| PROBLEM DETAILS |
Copy out each line of the material in which the word "with" appears.

>> begin AVAILABLE DATA

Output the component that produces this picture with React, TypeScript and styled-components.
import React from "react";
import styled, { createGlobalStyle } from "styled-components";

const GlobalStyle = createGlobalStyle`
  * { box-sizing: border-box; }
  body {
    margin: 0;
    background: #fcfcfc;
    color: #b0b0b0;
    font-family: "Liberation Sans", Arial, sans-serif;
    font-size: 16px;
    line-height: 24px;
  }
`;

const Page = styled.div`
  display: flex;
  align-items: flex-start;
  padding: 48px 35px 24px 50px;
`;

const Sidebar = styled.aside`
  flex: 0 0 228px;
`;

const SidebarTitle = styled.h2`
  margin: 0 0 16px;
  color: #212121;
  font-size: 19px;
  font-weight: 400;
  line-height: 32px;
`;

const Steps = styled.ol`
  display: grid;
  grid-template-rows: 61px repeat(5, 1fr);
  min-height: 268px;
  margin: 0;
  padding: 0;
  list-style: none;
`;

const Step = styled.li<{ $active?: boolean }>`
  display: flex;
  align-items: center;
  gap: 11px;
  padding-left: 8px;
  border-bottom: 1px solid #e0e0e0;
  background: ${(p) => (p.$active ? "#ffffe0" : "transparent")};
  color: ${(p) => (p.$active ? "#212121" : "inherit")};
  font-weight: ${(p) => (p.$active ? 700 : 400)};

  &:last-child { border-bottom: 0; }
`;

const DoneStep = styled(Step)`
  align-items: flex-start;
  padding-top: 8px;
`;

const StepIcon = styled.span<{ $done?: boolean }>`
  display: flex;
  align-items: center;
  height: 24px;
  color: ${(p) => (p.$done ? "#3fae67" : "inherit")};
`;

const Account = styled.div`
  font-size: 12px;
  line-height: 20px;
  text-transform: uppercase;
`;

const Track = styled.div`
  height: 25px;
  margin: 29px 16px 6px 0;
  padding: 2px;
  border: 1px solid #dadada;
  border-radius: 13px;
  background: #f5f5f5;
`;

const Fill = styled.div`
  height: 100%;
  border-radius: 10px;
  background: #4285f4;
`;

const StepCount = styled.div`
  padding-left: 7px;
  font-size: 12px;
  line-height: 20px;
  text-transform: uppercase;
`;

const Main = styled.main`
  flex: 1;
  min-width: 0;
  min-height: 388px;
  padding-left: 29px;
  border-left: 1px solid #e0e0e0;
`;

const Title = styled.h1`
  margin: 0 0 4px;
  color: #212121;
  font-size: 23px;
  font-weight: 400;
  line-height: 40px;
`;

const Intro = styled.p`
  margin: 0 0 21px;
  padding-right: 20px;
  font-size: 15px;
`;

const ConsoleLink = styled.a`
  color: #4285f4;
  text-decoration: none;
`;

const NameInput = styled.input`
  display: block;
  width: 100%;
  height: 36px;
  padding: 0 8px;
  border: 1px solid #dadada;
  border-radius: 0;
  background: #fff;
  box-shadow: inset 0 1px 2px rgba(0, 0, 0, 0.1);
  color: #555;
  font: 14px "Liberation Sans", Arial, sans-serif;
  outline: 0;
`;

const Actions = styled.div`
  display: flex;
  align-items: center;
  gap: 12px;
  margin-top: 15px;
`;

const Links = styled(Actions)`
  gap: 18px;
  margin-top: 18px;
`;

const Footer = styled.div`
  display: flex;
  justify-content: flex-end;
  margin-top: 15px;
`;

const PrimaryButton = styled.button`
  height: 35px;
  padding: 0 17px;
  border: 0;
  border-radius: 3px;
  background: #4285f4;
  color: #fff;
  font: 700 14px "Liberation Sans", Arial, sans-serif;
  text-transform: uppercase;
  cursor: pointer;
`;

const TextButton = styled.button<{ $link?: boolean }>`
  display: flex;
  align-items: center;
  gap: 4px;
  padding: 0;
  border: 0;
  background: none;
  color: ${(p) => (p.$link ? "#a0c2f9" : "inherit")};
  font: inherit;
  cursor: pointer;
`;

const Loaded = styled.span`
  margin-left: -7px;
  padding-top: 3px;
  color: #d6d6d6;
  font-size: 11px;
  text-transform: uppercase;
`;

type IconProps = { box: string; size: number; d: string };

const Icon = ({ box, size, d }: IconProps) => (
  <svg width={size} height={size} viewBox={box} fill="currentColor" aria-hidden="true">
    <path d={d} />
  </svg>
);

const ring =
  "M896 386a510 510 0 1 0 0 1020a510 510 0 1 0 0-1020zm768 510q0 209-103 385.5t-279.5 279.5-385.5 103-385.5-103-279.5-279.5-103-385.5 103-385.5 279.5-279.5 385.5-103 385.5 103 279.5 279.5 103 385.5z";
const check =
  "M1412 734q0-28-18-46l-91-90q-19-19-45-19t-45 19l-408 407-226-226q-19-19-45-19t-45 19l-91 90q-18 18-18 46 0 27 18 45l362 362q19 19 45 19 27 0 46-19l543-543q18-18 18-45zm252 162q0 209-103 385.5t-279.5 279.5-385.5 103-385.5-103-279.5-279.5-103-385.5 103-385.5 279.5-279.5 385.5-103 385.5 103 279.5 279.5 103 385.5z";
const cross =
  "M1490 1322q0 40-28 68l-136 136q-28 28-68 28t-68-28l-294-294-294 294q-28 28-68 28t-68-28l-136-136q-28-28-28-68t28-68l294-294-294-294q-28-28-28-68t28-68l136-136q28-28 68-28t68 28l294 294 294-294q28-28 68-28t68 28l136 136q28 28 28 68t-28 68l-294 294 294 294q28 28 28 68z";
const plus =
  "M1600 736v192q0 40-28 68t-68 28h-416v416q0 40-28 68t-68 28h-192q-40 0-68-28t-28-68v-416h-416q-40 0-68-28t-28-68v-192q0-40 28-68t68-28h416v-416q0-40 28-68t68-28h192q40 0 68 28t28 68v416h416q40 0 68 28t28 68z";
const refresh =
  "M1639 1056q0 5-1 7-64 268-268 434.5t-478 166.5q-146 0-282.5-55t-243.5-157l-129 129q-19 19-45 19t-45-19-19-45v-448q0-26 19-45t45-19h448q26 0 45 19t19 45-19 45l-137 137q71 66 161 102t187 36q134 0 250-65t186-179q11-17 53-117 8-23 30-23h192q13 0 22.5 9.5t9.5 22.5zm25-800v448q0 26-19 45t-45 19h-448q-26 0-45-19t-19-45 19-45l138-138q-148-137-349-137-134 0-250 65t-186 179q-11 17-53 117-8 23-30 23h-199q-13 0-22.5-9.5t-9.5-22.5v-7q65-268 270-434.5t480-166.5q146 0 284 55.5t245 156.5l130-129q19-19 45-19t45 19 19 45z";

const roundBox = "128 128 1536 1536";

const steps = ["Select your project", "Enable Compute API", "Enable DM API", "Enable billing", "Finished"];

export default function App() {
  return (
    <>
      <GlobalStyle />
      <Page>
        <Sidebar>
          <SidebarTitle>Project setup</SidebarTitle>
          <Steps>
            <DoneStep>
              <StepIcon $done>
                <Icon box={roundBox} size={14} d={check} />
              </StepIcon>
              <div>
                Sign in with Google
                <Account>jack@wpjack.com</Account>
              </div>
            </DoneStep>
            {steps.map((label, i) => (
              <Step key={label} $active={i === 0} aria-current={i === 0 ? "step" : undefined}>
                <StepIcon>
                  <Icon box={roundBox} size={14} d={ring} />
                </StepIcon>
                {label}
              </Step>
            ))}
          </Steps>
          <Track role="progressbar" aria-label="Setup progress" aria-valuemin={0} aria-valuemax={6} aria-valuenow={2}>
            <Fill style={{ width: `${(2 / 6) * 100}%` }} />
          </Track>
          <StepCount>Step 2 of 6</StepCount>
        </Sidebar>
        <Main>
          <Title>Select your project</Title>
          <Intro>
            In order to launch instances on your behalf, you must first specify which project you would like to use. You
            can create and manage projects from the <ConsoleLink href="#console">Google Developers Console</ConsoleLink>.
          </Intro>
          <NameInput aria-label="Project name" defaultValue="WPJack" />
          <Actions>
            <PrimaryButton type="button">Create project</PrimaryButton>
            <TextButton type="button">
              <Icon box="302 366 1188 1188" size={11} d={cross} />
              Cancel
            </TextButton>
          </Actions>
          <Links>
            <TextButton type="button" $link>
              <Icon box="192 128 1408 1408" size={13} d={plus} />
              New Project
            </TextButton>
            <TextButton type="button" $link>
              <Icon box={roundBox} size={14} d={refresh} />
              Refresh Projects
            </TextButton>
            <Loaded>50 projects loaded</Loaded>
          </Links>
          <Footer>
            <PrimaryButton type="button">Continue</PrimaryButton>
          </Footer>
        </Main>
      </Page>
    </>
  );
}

>> end AVAILABLE DATA

| SOLUTION TO THE PROBLEM |
Output the component that produces this picture with React, TypeScript and styled-components.
                Sign in with Google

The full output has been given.